**YOUR TASK:**
For this task, extract exactly the lines of the data below, from the line containing "What HTML and" through the last one, with pictures left out.

## Start

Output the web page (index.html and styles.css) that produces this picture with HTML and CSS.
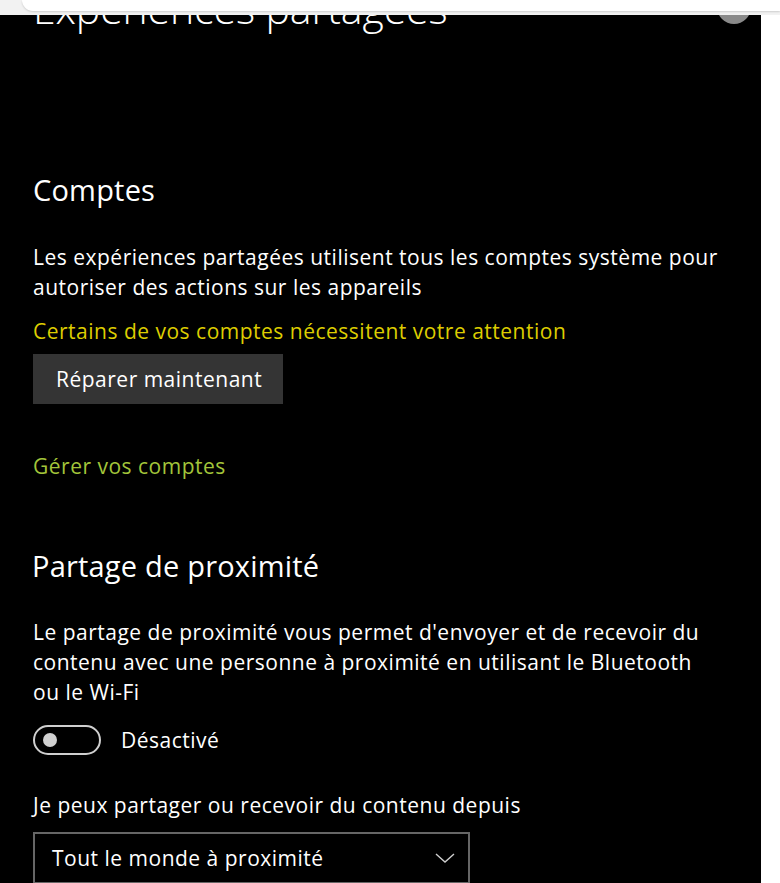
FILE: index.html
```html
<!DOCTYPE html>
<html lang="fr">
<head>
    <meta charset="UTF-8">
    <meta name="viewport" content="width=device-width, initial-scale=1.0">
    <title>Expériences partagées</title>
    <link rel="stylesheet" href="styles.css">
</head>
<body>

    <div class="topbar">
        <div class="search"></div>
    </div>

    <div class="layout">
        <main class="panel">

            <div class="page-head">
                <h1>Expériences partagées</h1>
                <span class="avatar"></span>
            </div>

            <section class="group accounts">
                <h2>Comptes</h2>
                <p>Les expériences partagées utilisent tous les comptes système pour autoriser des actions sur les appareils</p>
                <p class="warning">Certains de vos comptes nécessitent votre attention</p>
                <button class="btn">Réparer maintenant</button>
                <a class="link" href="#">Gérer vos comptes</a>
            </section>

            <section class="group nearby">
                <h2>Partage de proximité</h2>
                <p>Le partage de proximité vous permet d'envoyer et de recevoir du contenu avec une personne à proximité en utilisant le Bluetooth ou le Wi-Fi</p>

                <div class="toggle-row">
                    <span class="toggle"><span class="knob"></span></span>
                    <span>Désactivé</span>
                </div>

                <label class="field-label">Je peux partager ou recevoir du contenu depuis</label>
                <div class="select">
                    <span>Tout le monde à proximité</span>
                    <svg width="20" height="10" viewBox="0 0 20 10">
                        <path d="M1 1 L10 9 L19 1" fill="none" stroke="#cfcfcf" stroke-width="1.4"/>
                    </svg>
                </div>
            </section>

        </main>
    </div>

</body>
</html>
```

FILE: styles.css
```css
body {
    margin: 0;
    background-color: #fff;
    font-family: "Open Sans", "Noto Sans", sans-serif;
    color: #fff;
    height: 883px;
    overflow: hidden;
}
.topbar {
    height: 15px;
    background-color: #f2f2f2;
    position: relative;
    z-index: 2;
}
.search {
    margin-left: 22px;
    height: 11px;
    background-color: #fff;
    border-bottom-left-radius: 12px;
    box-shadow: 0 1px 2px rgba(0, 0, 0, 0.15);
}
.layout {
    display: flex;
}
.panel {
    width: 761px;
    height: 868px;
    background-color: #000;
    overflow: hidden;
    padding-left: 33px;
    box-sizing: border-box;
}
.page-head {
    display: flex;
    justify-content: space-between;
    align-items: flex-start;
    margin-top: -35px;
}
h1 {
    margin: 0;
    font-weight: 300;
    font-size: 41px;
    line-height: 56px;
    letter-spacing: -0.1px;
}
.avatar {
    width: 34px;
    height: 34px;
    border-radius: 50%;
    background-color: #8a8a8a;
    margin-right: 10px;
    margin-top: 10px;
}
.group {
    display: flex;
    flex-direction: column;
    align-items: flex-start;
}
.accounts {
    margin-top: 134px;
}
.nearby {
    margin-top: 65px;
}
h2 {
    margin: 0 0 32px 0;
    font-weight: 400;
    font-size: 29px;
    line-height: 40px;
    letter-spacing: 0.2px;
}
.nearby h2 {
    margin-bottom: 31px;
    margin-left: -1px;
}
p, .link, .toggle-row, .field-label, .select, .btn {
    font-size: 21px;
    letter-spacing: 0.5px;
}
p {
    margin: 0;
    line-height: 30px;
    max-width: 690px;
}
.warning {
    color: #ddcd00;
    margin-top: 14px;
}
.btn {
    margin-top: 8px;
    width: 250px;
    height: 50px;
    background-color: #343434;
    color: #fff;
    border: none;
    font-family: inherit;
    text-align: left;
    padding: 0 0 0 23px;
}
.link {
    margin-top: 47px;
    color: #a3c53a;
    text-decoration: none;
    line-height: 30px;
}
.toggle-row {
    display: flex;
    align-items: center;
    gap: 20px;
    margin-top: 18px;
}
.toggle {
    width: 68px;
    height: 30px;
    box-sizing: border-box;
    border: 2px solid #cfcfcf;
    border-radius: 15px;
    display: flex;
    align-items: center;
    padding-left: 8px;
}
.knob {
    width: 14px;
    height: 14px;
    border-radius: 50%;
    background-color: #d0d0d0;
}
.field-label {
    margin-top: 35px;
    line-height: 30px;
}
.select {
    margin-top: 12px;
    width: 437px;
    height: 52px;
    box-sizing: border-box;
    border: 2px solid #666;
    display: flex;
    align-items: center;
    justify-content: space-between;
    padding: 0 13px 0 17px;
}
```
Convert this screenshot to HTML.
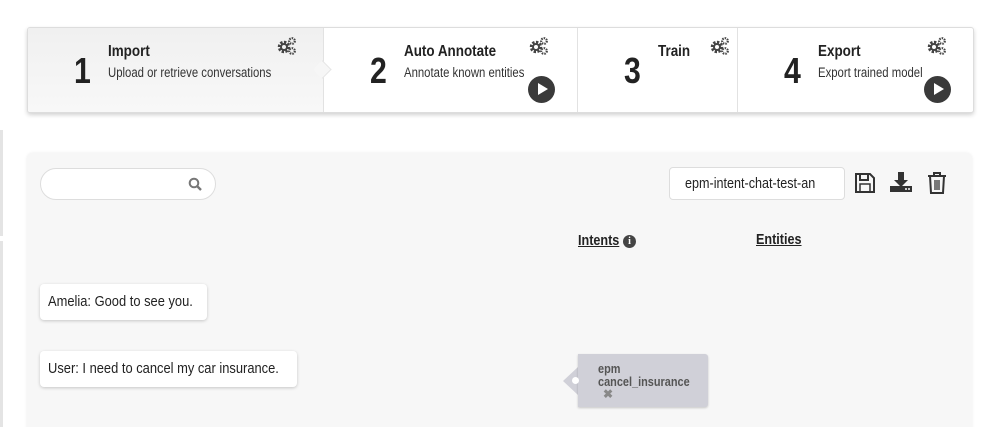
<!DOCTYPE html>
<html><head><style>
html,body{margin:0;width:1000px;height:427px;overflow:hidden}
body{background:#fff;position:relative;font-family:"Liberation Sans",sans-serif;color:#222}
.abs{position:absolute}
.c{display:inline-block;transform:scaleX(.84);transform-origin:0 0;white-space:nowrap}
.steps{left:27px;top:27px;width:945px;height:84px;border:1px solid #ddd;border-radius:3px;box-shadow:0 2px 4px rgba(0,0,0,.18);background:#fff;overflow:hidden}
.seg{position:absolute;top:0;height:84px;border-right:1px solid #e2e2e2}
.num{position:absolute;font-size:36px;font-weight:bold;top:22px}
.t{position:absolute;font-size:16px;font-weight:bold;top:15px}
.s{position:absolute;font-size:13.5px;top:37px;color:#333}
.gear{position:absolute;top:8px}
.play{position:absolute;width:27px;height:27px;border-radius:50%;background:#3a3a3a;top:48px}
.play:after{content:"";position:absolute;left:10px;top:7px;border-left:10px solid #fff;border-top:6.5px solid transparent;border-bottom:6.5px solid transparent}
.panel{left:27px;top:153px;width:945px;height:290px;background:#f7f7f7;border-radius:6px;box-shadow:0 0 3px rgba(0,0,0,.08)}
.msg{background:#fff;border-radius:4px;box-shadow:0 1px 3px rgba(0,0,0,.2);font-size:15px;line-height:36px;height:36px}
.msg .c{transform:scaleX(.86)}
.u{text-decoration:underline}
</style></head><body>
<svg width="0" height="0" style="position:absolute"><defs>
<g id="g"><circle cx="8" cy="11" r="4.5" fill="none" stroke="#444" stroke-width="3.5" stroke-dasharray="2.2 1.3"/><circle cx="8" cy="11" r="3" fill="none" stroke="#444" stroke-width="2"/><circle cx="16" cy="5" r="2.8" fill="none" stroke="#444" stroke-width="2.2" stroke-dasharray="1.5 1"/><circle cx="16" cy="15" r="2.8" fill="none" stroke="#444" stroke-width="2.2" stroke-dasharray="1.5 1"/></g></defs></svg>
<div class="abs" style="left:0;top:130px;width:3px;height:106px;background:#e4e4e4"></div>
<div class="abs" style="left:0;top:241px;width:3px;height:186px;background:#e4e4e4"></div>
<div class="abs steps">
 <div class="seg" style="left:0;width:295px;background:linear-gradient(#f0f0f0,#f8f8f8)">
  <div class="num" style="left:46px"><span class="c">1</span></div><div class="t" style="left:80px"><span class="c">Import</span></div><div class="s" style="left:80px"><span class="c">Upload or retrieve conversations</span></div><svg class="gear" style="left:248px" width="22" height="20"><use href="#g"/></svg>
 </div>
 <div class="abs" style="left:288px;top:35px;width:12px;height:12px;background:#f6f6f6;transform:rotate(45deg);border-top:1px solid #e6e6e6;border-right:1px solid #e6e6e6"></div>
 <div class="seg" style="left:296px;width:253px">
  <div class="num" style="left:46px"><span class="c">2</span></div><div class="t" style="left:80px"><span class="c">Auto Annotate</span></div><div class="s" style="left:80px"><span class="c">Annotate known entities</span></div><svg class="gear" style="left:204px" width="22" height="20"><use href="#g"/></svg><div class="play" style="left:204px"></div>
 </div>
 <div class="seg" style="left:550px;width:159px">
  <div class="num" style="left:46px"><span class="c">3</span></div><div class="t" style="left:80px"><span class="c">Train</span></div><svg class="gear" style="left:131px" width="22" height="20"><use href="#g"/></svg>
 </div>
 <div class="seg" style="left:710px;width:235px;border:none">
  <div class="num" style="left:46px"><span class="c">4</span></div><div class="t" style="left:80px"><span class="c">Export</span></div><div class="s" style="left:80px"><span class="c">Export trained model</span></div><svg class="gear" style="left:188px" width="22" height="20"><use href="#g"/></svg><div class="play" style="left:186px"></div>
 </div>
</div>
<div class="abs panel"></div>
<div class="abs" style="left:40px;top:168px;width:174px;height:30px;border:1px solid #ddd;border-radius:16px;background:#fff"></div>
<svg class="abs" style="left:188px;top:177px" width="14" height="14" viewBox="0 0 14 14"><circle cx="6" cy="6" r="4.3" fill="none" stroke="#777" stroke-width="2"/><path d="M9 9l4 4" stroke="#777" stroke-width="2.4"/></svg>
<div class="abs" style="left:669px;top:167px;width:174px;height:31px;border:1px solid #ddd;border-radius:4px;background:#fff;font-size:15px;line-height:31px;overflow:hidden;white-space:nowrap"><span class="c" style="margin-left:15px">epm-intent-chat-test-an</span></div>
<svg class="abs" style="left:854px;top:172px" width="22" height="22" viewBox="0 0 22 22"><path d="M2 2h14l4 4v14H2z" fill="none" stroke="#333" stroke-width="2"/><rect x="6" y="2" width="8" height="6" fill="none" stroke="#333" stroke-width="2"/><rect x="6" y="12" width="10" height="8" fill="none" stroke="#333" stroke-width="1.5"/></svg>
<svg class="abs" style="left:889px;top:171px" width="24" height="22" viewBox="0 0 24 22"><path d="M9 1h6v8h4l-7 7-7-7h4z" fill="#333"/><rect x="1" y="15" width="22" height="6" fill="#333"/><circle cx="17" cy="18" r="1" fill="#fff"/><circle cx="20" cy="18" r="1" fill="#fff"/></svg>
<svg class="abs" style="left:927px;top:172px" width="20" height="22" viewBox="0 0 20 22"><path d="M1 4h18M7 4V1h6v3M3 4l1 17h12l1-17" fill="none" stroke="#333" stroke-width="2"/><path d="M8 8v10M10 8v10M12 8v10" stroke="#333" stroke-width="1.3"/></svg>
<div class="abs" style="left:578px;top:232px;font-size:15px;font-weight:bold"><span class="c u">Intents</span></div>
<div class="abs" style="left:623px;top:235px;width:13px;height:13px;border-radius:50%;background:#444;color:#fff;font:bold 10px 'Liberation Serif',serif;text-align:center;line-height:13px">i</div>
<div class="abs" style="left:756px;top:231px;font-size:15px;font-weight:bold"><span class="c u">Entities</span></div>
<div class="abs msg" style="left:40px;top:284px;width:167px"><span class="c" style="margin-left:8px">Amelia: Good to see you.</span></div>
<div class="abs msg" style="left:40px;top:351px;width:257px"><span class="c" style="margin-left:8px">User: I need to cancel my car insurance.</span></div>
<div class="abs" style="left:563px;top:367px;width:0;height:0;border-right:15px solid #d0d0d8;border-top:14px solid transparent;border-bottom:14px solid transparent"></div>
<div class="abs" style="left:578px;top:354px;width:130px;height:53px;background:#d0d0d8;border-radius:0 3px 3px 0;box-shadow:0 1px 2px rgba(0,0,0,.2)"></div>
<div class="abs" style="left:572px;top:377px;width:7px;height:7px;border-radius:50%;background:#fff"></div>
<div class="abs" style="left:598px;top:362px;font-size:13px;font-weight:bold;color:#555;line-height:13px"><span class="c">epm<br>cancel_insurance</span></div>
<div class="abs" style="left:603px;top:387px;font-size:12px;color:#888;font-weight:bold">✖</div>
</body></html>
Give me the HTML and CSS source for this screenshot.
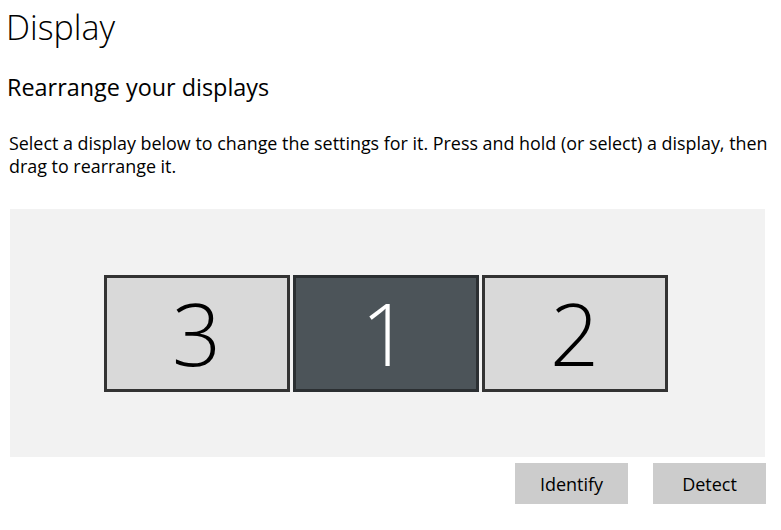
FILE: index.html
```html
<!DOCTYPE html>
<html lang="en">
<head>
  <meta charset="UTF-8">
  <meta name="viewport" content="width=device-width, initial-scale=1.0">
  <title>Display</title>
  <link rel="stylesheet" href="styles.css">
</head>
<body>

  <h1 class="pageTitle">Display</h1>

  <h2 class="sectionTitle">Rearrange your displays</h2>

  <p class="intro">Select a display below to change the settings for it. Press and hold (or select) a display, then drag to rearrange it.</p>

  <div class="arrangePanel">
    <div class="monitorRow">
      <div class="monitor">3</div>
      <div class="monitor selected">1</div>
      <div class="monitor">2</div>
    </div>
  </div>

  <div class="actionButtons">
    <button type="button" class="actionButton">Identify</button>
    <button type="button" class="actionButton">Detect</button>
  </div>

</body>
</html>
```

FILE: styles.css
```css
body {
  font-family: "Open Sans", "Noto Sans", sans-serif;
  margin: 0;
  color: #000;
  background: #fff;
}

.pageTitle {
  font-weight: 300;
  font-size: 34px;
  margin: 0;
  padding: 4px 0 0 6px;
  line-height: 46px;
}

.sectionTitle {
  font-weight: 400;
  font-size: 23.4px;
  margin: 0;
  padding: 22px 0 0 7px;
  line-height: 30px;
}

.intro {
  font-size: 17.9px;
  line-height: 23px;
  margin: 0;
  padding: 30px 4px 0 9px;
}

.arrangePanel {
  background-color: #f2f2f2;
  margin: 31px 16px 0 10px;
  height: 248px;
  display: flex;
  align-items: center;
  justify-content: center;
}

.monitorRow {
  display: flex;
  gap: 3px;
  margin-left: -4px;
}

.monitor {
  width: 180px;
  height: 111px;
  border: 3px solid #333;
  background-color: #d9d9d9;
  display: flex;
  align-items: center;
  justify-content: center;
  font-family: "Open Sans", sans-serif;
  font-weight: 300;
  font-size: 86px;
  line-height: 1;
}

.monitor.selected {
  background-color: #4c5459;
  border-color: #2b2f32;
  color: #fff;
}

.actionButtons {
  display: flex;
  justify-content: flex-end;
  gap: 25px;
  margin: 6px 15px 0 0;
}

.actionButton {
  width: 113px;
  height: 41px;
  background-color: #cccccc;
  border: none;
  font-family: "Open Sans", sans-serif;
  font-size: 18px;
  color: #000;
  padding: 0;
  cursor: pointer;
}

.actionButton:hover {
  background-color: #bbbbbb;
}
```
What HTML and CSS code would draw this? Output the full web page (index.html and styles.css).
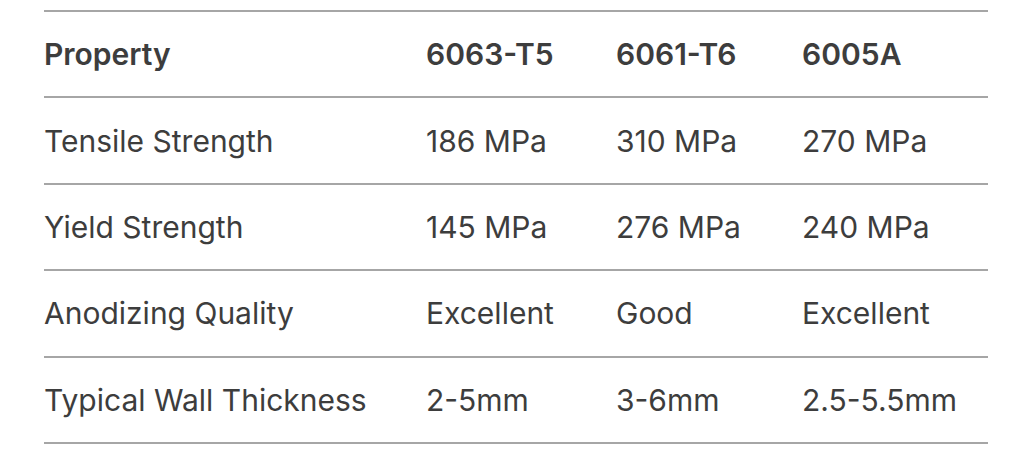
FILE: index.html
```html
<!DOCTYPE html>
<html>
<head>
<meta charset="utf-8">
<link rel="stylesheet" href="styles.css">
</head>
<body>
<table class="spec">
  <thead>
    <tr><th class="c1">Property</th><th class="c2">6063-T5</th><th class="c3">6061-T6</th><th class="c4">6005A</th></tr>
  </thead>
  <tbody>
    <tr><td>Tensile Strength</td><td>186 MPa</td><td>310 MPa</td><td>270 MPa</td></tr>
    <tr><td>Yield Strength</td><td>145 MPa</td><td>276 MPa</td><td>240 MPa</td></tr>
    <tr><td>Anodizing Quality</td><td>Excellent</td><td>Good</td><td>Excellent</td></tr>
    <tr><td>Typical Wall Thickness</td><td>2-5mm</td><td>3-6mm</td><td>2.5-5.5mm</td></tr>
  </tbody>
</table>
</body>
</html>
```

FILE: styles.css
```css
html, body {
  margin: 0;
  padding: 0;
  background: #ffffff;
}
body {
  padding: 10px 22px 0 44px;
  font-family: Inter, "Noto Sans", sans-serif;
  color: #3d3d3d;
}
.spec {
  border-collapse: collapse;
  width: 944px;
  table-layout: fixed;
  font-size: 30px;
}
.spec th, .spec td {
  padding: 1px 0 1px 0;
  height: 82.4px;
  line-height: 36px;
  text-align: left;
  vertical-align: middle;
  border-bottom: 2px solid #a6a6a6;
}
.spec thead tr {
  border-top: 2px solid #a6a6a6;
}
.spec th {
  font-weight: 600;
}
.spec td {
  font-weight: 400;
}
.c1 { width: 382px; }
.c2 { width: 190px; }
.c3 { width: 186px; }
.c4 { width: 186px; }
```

## End

**WRITTEN ANSWER:**
What HTML and CSS code would draw this? Output the full web page (index.html and styles.css).
FILE: index.html
```html
<!DOCTYPE html>
<html>
<head>
<meta charset="utf-8">
<link rel="stylesheet" href="styles.css">
</head>
<body>
<table class="spec">
  <thead>
    <tr><th class="c1">Property</th><th class="c2">6063-T5</th><th class="c3">6061-T6</th><th class="c4">6005A</th></tr>
  </thead>
  <tbody>
    <tr><td>Tensile Strength</td><td>186 MPa</td><td>310 MPa</td><td>270 MPa</td></tr>
    <tr><td>Yield Strength</td><td>145 MPa</td><td>276 MPa</td><td>240 MPa</td></tr>
    <tr><td>Anodizing Quality</td><td>Excellent</td><td>Good</td><td>Excellent</td></tr>
    <tr><td>Typical Wall Thickness</td><td>2-5mm</td><td>3-6mm</td><td>2.5-5.5mm</td></tr>
  </tbody>
</table>
</body>
</html>
```

FILE: styles.css
```css
html, body {
  margin: 0;
  padding: 0;
  background: #ffffff;
}
body {
  padding: 10px 22px 0 44px;
  font-family: Inter, "Noto Sans", sans-serif;
  color: #3d3d3d;
}
.spec {
  border-collapse: collapse;
  width: 944px;
  table-layout: fixed;
  font-size: 30px;
}
.spec th, .spec td {
  padding: 1px 0 1px 0;
  height: 82.4px;
  line-height: 36px;
  text-align: left;
  vertical-align: middle;
  border-bottom: 2px solid #a6a6a6;
}
.spec thead tr {
  border-top: 2px solid #a6a6a6;
}
.spec th {
  font-weight: 600;
}
.spec td {
  font-weight: 400;
}
.c1 { width: 382px; }
.c2 { width: 190px; }
.c3 { width: 186px; }
.c4 { width: 186px; }
```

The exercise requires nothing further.